Look All Around, Nothing but Blue Sky
We weren't crazy about the Bluesfest lineup this year - there was really no one that we were dying to see, but we were still fine going out to listen to music in the outside. Plus, since there was no one we were fanatical about, we could chill on chairs and blankets and not get beat up in the crowd. Plus, there is always the grilled cheese food truck.
So Collette and I went in and she ordered a bacon deluxe with no ketchup and I ordered a single with cheese, no tomato and onion. The young guy working at the counter was really nice, we both commented on it - when he put Collette's burger down she said "no ketchup, right?" and he said "you got it". We got back in the car and our friend was now driving so we could eat.

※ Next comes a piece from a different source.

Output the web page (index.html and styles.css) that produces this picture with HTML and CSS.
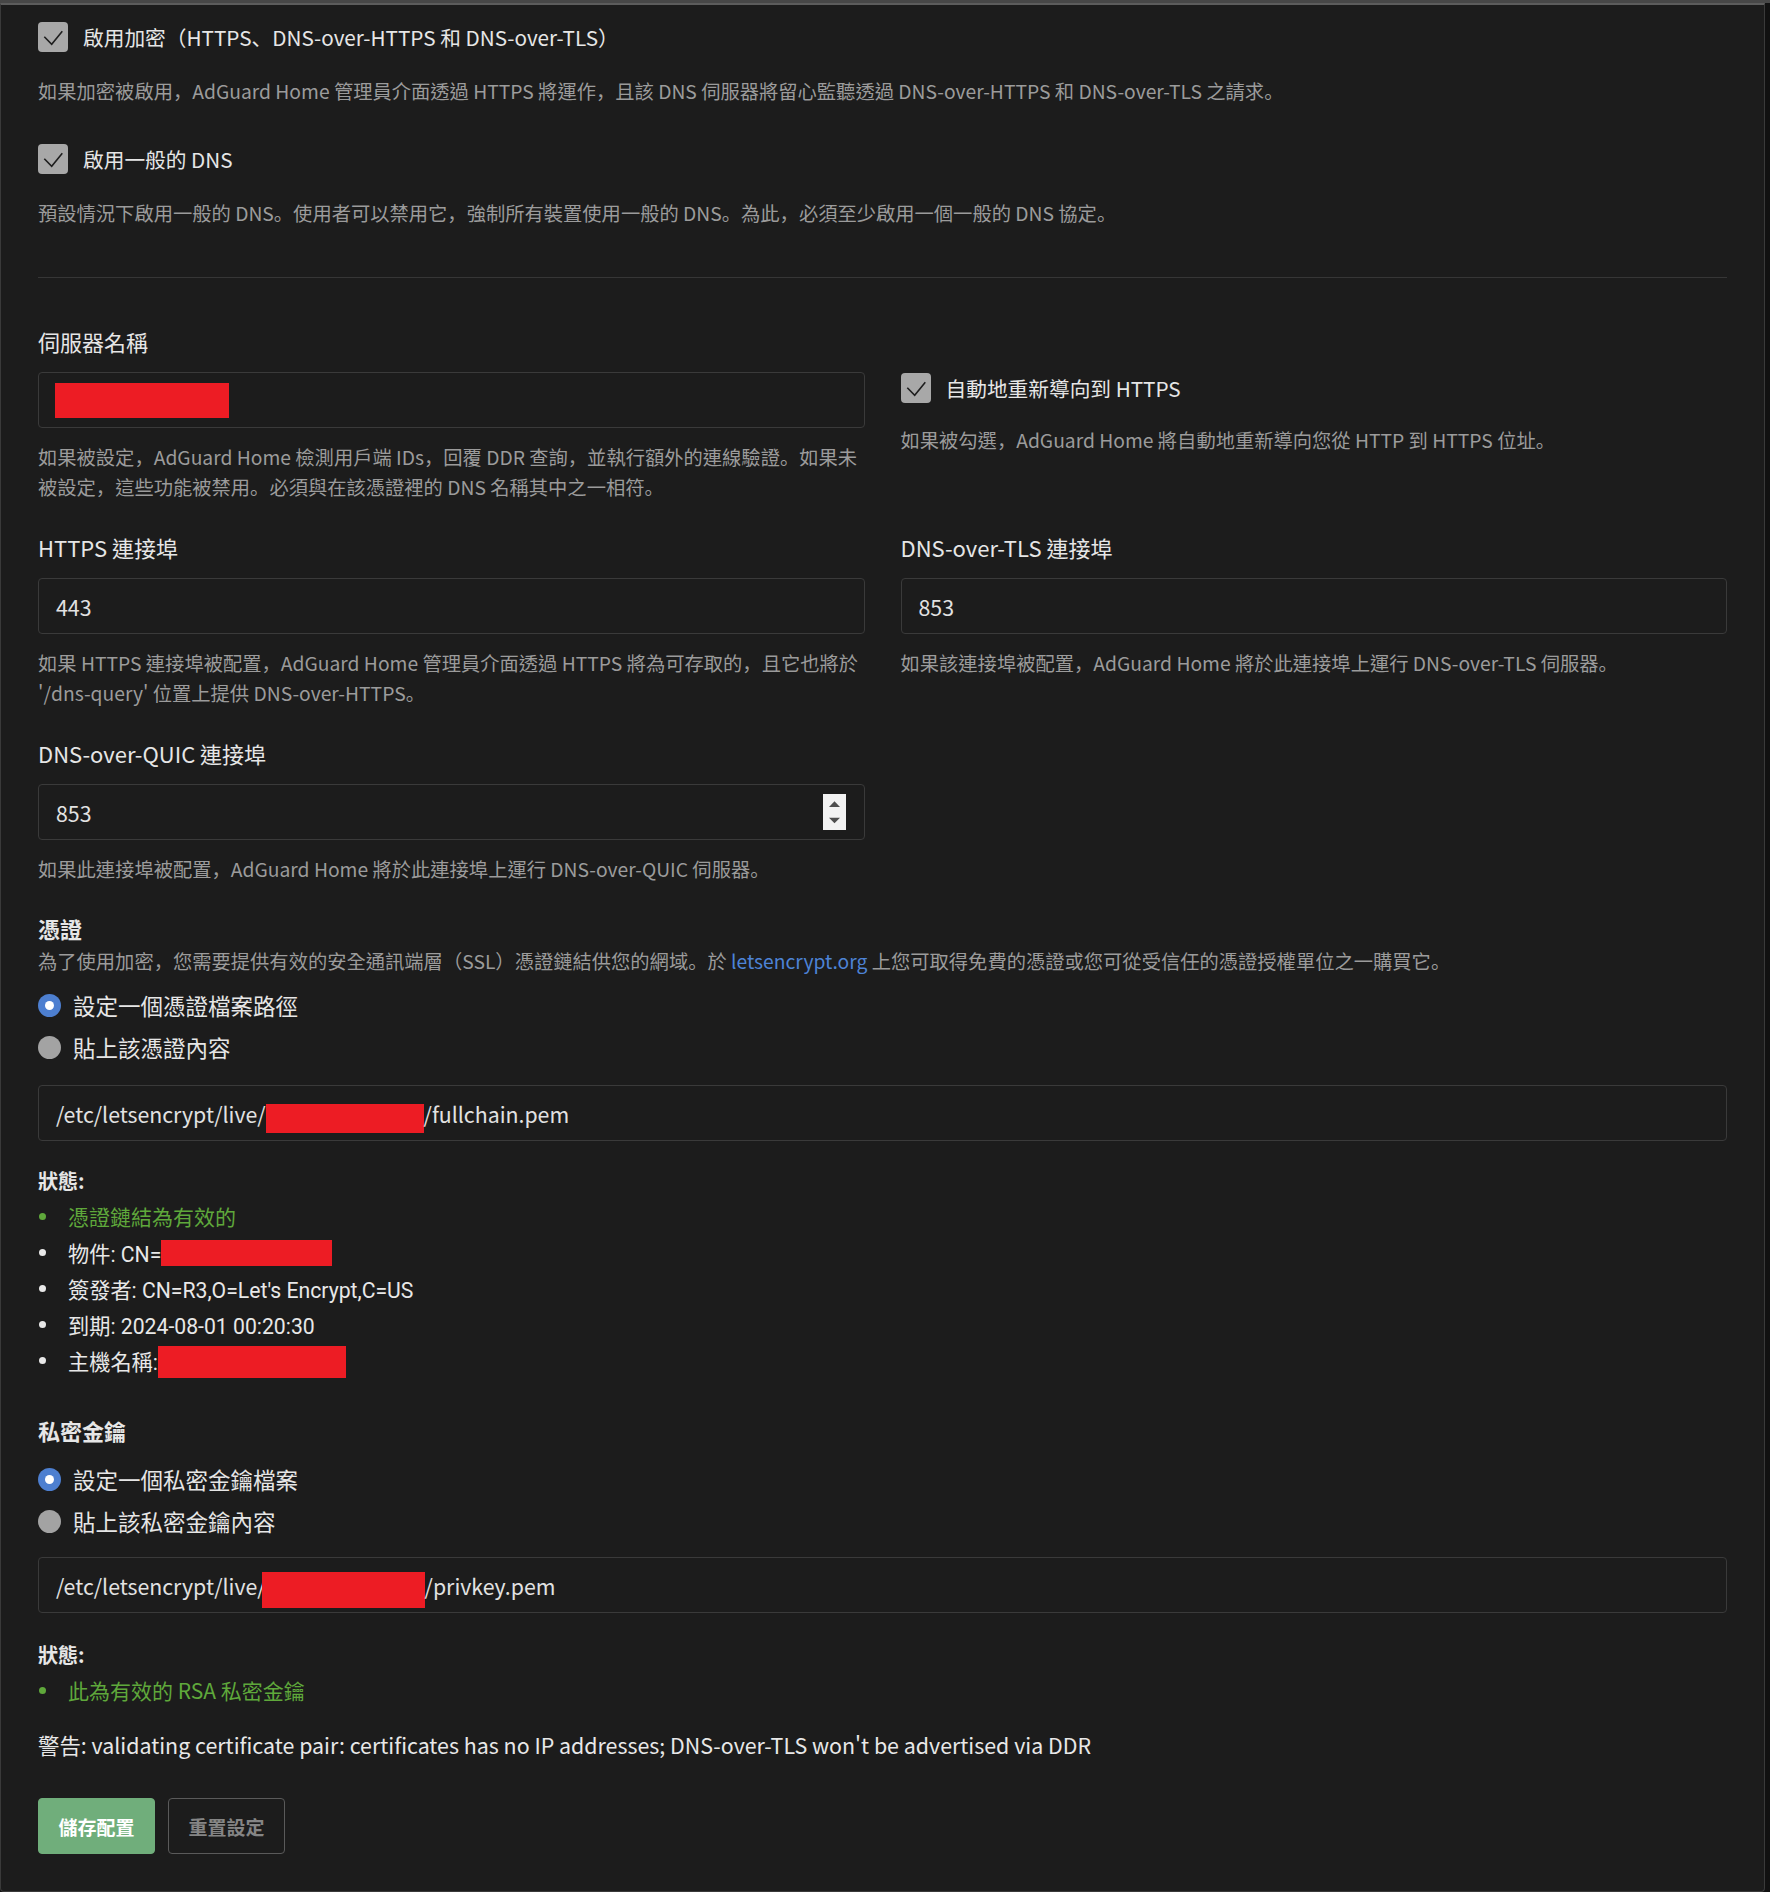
FILE: index.html
```html
<!DOCTYPE html>
<html lang="zh-Hant">
<head>
<meta charset="utf-8">
<title>加密設定</title>
<link rel="stylesheet" href="styles.css">
</head>
<body>
<div class="topbar"></div>
<form class="card">
  <label class="check">
    <span class="box"><svg width="30" height="30" viewBox="0 0 30 30"><polyline points="6.3,14.7 13.7,22.3 24.3,9.3" fill="none" stroke="#1e1e1e" stroke-width="1.6"/></svg></span>
    <span>啟用加密（HTTPS<span class="p" lang="zh-Hans">、</span>DNS-over-HTTPS 和 DNS-over-TLS）</span>
  </label>
  <p class="help first">如果加密被啟用<span class="p" lang="zh-Hans">，</span>AdGuard Home 管理員介面透過 HTTPS 將運作<span class="p" lang="zh-Hans">，</span>且該 DNS 伺服器將留心監聽透過 DNS-over-HTTPS 和 DNS-over-TLS 之請求<span class="p" lang="zh-Hans">。</span></p>
  <label class="check second">
    <span class="box"><svg width="30" height="30" viewBox="0 0 30 30"><polyline points="6.3,14.7 13.7,22.3 24.3,9.3" fill="none" stroke="#1e1e1e" stroke-width="1.6"/></svg></span>
    <span>啟用一般的 DNS</span>
  </label>
  <p class="help first">預設情況下啟用一般的 DNS<span class="p" lang="zh-Hans">。</span>使用者可以禁用它<span class="p" lang="zh-Hans">，</span>強制所有裝置使用一般的 DNS<span class="p" lang="zh-Hans">。</span>為此<span class="p" lang="zh-Hans">，</span>必須至少啟用一個一般的 DNS 協定<span class="p" lang="zh-Hans">。</span></p>

  <hr class="divider">

  <div class="grid">
    <div class="field">
      <div class="label">伺服器名稱</div>
      <div class="input"><span class="redact r-name"></span></div>
      <p class="help">如果被設定<span class="p" lang="zh-Hans">，</span>AdGuard Home 檢測用戶端 IDs<span class="p" lang="zh-Hans">，</span>回覆 DDR 查詢<span class="p" lang="zh-Hans">，</span>並執行額外的連線驗證<span class="p" lang="zh-Hans">。</span>如果未被設定<span class="p" lang="zh-Hans">，</span>這些功能被禁用<span class="p" lang="zh-Hans">。</span>必須與在該憑證裡的 DNS 名稱其中之一相符<span class="p" lang="zh-Hans">。</span></p>
    </div>
    <div class="field redirect">
      <label class="check">
        <span class="box"><svg width="30" height="30" viewBox="0 0 30 30"><polyline points="6.3,14.7 13.7,22.3 24.3,9.3" fill="none" stroke="#1e1e1e" stroke-width="1.6"/></svg></span>
        <span>自動地重新導向到 HTTPS</span>
      </label>
      <p class="help after-check">如果被勾選<span class="p" lang="zh-Hans">，</span>AdGuard Home 將自動地重新導向您從 HTTP 到 HTTPS 位址<span class="p" lang="zh-Hans">。</span></p>
    </div>
    <div class="field">
      <div class="label">HTTPS 連接埠</div>
      <div class="input">443</div>
      <p class="help">如果 HTTPS 連接埠被配置<span class="p" lang="zh-Hans">，</span>AdGuard Home 管理員介面透過 HTTPS 將為可存取的<span class="p" lang="zh-Hans">，</span>且它也將於 '/dns-query' 位置上提供 DNS-over-HTTPS<span class="p" lang="zh-Hans">。</span></p>
    </div>
    <div class="field">
      <div class="label">DNS-over-TLS 連接埠</div>
      <div class="input">853</div>
      <p class="help">如果該連接埠被配置<span class="p" lang="zh-Hans">，</span>AdGuard Home 將於此連接埠上運行 DNS-over-TLS 伺服器<span class="p" lang="zh-Hans">。</span></p>
    </div>
    <div class="field">
      <div class="label">DNS-over-QUIC 連接埠</div>
      <div class="input">853
        <span class="spinner"><svg width="23" height="36" viewBox="0 0 23 36"><rect width="23" height="36" fill="#f2f2f2"/><polygon points="6,13 17,13 11.5,7.3" fill="#4e4e4e"/><polygon points="6,23.7 17,23.7 11.5,29.3" fill="#4e4e4e"/></svg></span>
      </div>
      <p class="help">如果此連接埠被配置<span class="p" lang="zh-Hans">，</span>AdGuard Home 將於此連接埠上運行 DNS-over-QUIC 伺服器<span class="p" lang="zh-Hans">。</span></p>
    </div>
  </div>

  <div class="heading cert-h">憑證</div>
  <p class="desc">為了使用加密<span class="p" lang="zh-Hans">，</span>您需要提供有效的安全通訊端層（SSL）憑證鏈結供您的網域<span class="p" lang="zh-Hans">。</span>於 <a class="link" href="#">letsencrypt.org</a> 上您可取得免費的憑證或您可從受信任的憑證授權單位之一購買它<span class="p" lang="zh-Hans">。</span></p>
  <div class="radios">
    <label class="radio"><span class="dot on"><span class="inner"></span></span><span>設定一個憑證檔案路徑</span></label>
    <label class="radio"><span class="dot"></span><span>貼上該憑證內容</span></label>
  </div>
  <div class="input path">/etc/letsencrypt/live/<span class="redact r-chain"></span>/fullchain.pem</div>
  <div class="status-h">狀態:</div>
  <ul class="status">
    <li class="ok">憑證鏈結為有效的</li>
    <li class="info">物件: CN=<span class="redact r-cn"></span></li>
    <li class="info">簽發者: CN=R3,O=Let's Encrypt,C=US</li>
    <li class="info">到期: 2024-08-01 00:20:30</li>
    <li class="info">主機名稱:<span class="redact r-host"></span></li>
  </ul>

  <div class="heading key-h">私密金鑰</div>
  <div class="radios key-radios">
    <label class="radio"><span class="dot on"><span class="inner"></span></span><span>設定一個私密金鑰檔案</span></label>
    <label class="radio"><span class="dot"></span><span>貼上該私密金鑰內容</span></label>
  </div>
  <div class="input path key-path">/etc/letsencrypt/live/<span class="redact r-key"></span>/privkey.pem</div>
  <div class="status-h key-status-h">狀態:</div>
  <ul class="status key-status">
    <li class="ok">此為有效的 RSA 私密金鑰</li>
  </ul>
  <p class="warning">警告: validating certificate pair: certificates has no IP addresses; DNS-over-TLS won't be advertised via DDR</p>
  <div class="buttons">
    <button type="button" class="btn save">儲存配置</button>
    <button type="button" class="btn reset">重置設定</button>
  </div>
</form>
</body>
</html>
```
FILE: styles.css
```css
* { box-sizing: border-box; }
html, body { margin: 0; padding: 0; }
body {
  background: #111111;
  font-family: "Noto Sans CJK TC", "Noto Sans", sans-serif;
  color: #e4e4e4;
  width: 1770px;
  min-height: 1892px;
}
.p { font-family: "Noto Sans CJK SC", "Noto Sans CJK TC", sans-serif; }
.topbar { height: 3px; background: #474747; width: 1770px; }
.card {
  display: block;
  width: 1765px;
  margin: 0;
  background: #1c1c1c;
  border: 1px solid #3a3a3a;
  border-top: 2px solid #5c5c5c;
  border-radius: 0 0 4px 4px;
  padding: 17px 37px 37px 37px;
}
.check {
  display: flex;
  align-items: center;
  gap: 15px;
  height: 30px;
  font-size: 20.7px;
  line-height: 30px;
  color: #e6e6e6;
}
.check.second { margin-top: 38px; }
.box {
  flex: none;
  width: 30px;
  height: 30px;
  border-radius: 4px;
  background: #a8a8a8;
  display: flex;
}
.help {
  margin: 14px 0 0;
  font-size: 19.3px;
  line-height: 30px;
  color: #9b9b9b;
}
.help.first { margin-top: 24px; }
.help.after-check { margin-top: 22px; }
.divider {
  margin: 49px 0 0;
  border: 0;
  height: 1px;
  background: #363636;
}
.grid {
  display: grid;
  grid-template-columns: 1fr 1fr;
  column-gap: 36px;
  row-gap: 29px;
  margin-top: 47px;
}
.label {
  font-size: 22px;
  line-height: 32px;
  margin-bottom: 15px;
  color: #e6e6e6;
}
.redirect { padding-top: 48px; }
.input {
  height: 56px;
  border: 1px solid #3a3a3a;
  border-radius: 4px;
  background: #1c1c1c;
  padding: 0 18px 0 17px;
  display: flex;
  align-items: center;
  font-size: 21.3px;
  color: #e2e2e2;
}
.spinner { margin-left: auto; display: flex; }
.redact { display: inline-block; background: #ed1c24; flex: none; }
.r-name { width: 174px; height: 35px; margin-left: -1px; }
.r-chain { width: 158px; height: 29px; margin-top: 10px; }
.r-key { width: 163px; height: 36px; margin-top: 9px; margin-left: -4px; }
.r-cn { width: 171px; height: 26px; vertical-align: middle; position: relative; top: 1px; }
.r-host { width: 188px; height: 32px; vertical-align: middle; position: relative; top: 2px; }
.heading {
  font-weight: 700;
  font-size: 22px;
  line-height: 30px;
  color: #e6e6e6;
}
.cert-h { margin-top: 29px; }
.key-h { margin-top: 37px; }
.desc {
  margin: 3px 0 0;
  font-size: 19.3px;
  line-height: 30px;
  color: #9b9b9b;
}
.link { color: #4d83d6; text-decoration: none; }
.radios {
  margin-top: 14px;
  display: flex;
  flex-direction: column;
  gap: 12px;
}
.key-radios { margin-top: 19px; }
.radio {
  display: flex;
  align-items: center;
  gap: 12px;
  height: 30px;
  font-size: 22.5px;
  color: #e6e6e6;
}
.dot {
  flex: none;
  width: 23px;
  height: 23px;
  border-radius: 50%;
  background: #a3a3a3;
}
.dot.on {
  background: #4d7fd0;
  display: flex;
  align-items: center;
  justify-content: center;
}
.inner { width: 9px; height: 9px; border-radius: 50%; background: #ffffff; }
.path { margin-top: 23px; }
.key-path { margin-top: 21px; }
.status-h {
  margin-top: 25px;
  font-weight: 700;
  font-size: 20px;
  line-height: 30px;
  color: #e6e6e6;
}
.key-status-h { margin-top: 27px; }
.status {
  list-style: none;
  margin: 2px 0 0;
  padding: 0;
}
.key-status { margin-top: 2px; }
.status li {
  display: flex;
  align-items: center;
  height: 36px;
  white-space: pre;
}
.status li::before {
  content: "";
  flex: none;
  width: 7px;
  height: 7px;
  border-radius: 50%;
  margin: 0 22px 0 1px;
  background: currentColor;
}
.status .ok { color: #5fa83b; font-size: 21px; }
.status .info {
  color: #e8e8e8;
  font-family: Roboto, "Noto Sans CJK TC", sans-serif;
  font-size: 21.2px;
}
.warning {
  margin: 22px 0 0;
  font-size: 21.4px;
  line-height: 30px;
  color: #e8e8e8;
}
.buttons {
  margin-top: 38px;
  display: flex;
  gap: 13px;
}
.btn {
  width: 117px;
  height: 56px;
  border-radius: 4px;
  font-family: "Noto Sans CJK TC", sans-serif;
  font-weight: 700;
  font-size: 19px;
  padding: 0;
  cursor: pointer;
}
.save { background: #70ae7b; border: 1px solid #70ae7b; color: #ffffff; }
.reset { background: transparent; border: 1px solid #5a5a5a; color: #858585; }
```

Collette unwrapped her burger and said "oh for god's sake, did I not say no ketchup TWICE?" I said "yep. Wouldn't it be funny if my burger had tomato and onion on it?" and then I unwrapped it and SURE ENOUGH. And we huffed and puffed and expletived and demanded that the car be turned around so we could go fuck some shit up (we were joking, we were not going to ruin some poor high school kids' day over a botched hamburger order, settle down). Then I looked down and said "oh, uh.... does your hamburger have bacon on it? Because, uh, mine does, and it wasn't supposed to...."
And then we howled with laughter and I had to eat the bacon deluxe because Collette was already halfway through my single with cheese. It could have used some ketchup.